The second track “Congo” has Roc lacing low octave piano key bangs with a rumbling congo pattern that resembles a shootout scene from Scarface. Roc puts all his guns on the table and quotes Hip Hop’s most beloved drug kingpin Tony Montana, and declares that he creates his own luck in the process. “Cherry drop-top Lotus/I bury these cockroaches/Leave your ras clot top open/I had to lift the Glock with potholders and put it where your pie hole is/I’ve been told where the pot of gold is/No shit, it’s not where the rainbow ends.”
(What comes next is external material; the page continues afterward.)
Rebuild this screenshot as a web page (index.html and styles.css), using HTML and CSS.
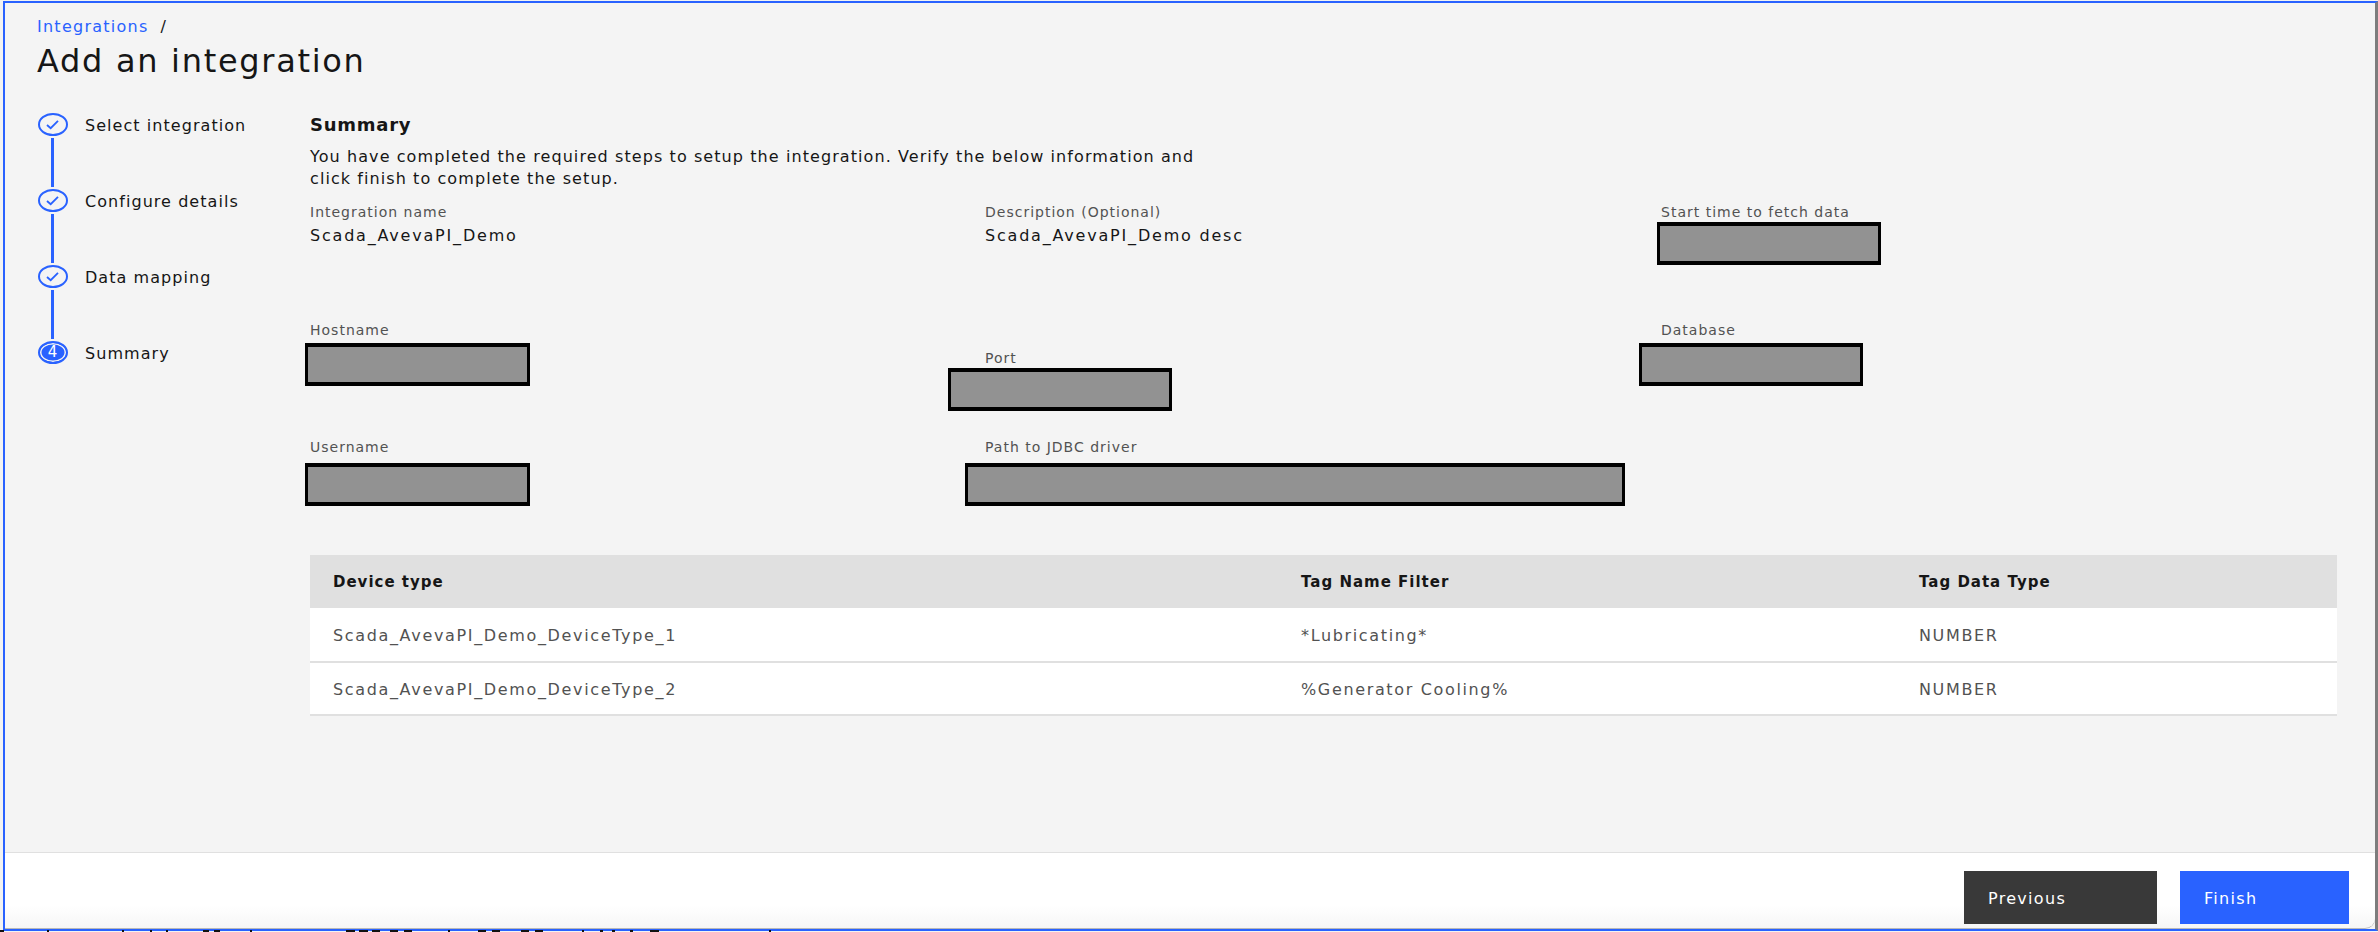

The album has multiple guest features from Roc Marci longtime ace Knowledge The Pirate, Black Thought and Busta Rhymes — the man who put Roc on during his Flipmode days. The best verse among the guests expectedly comes from Black Thought. “Keep a wide receiver open like convenience stores/Am I Henry Ford or the lord? I’m either or,” Thought bodies on “Diamond Cutters.” Busta Rhymes gives a stellar verse and Roc intensifies his vocal tone on “Trojan Horse,” but the track seems somewhat of a forced attempt fallen short for a reprisal of 2000’s “The Heist” rap noir, a fan favorite of Busta’s with Roc’s standout rookie verse.
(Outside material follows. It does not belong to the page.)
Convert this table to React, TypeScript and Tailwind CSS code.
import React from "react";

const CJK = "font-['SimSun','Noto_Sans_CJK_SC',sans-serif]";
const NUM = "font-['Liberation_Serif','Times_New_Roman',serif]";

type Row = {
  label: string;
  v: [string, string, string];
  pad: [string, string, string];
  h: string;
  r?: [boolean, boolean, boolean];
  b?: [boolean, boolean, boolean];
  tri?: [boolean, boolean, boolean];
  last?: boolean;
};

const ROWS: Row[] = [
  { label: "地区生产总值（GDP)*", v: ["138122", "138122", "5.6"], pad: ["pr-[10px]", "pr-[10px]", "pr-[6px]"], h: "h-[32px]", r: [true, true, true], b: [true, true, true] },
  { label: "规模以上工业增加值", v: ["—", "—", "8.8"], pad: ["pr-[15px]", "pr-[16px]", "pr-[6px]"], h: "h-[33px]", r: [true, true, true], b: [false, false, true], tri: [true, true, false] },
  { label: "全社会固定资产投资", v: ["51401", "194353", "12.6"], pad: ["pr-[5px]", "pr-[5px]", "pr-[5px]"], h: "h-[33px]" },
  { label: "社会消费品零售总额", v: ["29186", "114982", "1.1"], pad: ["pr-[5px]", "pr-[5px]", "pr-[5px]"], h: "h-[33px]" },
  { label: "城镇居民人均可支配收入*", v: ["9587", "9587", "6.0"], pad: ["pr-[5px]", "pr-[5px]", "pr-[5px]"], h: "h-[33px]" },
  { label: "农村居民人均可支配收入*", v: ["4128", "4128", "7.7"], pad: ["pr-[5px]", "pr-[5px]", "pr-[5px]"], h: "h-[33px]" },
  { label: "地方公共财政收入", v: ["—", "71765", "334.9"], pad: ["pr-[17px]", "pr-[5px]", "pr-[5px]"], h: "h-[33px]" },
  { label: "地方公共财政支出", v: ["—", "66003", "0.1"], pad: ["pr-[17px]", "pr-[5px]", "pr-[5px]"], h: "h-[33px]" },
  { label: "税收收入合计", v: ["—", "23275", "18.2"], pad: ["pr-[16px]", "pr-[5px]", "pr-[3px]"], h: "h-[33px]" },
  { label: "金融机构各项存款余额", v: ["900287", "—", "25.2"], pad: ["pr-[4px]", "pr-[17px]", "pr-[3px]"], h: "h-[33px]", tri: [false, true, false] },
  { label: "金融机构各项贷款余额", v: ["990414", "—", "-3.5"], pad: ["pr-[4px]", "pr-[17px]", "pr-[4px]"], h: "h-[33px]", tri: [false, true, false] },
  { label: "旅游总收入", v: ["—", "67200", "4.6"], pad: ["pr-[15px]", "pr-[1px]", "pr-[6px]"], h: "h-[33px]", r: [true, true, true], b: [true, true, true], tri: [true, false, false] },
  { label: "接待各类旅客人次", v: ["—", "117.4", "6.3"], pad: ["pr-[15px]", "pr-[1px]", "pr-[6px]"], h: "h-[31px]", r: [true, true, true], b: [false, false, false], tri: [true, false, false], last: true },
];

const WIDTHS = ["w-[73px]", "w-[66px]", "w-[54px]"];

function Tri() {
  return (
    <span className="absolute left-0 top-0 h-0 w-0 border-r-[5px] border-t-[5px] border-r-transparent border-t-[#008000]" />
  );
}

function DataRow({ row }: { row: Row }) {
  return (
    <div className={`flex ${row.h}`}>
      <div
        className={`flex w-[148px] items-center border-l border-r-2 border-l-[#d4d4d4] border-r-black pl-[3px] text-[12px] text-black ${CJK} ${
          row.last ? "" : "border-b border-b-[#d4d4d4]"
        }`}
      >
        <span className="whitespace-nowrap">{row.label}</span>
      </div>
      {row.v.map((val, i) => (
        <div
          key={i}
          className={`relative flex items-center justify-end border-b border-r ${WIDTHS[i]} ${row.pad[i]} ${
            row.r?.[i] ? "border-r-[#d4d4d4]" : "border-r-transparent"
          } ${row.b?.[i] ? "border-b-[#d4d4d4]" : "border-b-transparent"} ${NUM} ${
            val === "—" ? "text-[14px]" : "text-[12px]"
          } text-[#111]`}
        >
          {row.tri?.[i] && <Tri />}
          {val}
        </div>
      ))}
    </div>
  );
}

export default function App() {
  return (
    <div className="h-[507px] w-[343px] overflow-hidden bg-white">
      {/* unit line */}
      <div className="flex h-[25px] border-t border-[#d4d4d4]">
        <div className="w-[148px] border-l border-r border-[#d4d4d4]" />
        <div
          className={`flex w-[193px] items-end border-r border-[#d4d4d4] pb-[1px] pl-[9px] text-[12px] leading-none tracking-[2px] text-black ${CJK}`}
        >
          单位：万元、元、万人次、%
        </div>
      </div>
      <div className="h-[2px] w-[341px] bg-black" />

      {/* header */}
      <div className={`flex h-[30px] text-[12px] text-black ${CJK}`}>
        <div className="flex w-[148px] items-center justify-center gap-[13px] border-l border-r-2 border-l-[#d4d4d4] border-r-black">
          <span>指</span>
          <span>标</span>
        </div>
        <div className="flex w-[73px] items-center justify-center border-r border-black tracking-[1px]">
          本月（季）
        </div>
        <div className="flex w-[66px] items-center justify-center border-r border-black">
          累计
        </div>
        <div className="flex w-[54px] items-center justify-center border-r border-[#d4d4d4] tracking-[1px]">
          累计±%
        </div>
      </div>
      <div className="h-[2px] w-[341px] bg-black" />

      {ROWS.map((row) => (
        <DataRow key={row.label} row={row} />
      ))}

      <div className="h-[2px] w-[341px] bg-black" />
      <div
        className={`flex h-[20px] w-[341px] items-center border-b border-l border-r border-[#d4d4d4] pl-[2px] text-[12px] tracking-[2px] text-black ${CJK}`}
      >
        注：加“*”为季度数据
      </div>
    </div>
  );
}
It’s as if Roc thrives on working in dim lit hazy red darkrooms to create his picturesque bars. “You bled three different shades of red is what the painters said/read the disclaimer before you skate ahead/rub your name out with the eraser head/No traces of you dead/Just a jpeg that they could place on the web,” he dares over a dusty vinyl sample of Q-Tip’s beat on “Consigliere.”
Alchemist’s production on “Fabio” elicits a calming effect that elevates Roc Marci’s laconic vocal delivery and vivid storytelling ability. But Marciano’s off-key singing on the latter track imitating the melody Chaka Khan’s eighties staple “Ain’t Nobody” seems misplaced in his attempt to add another dimension to the track. He continues eyebrow-raising serenades on “Sampson & Delilah,” but it makes sense for “Secrets” which interpolates Quincy Jones’ 1990 R&B hit “Secret Garden.” Roc Marciano puts his gangsta aside to kick game to a female and offer her a new lease on life. “Life kinda like too normal for you/Soccer mom truck, Shopko dog food/You’d rather twirl spliffs and whip a sports coupe,” he spits.
When rap fans over age 30 think of Long Island’s legacy in rap, these names generally come to mind: Public Enemy, De La Soul, Prince Paul, Busta Rhymes, Keith Murray, EPMD, and MF DOOM. Roc Marciano has steadily etched his own corner on this list. However, on BAHD, he momentarily strays from his ominous theme and lightens up to become a funnyman on occasion. “I’ll sit down and eat at P.F. Changs then leave without paying.”
Laugh now, cry later if you dare become one of his haters.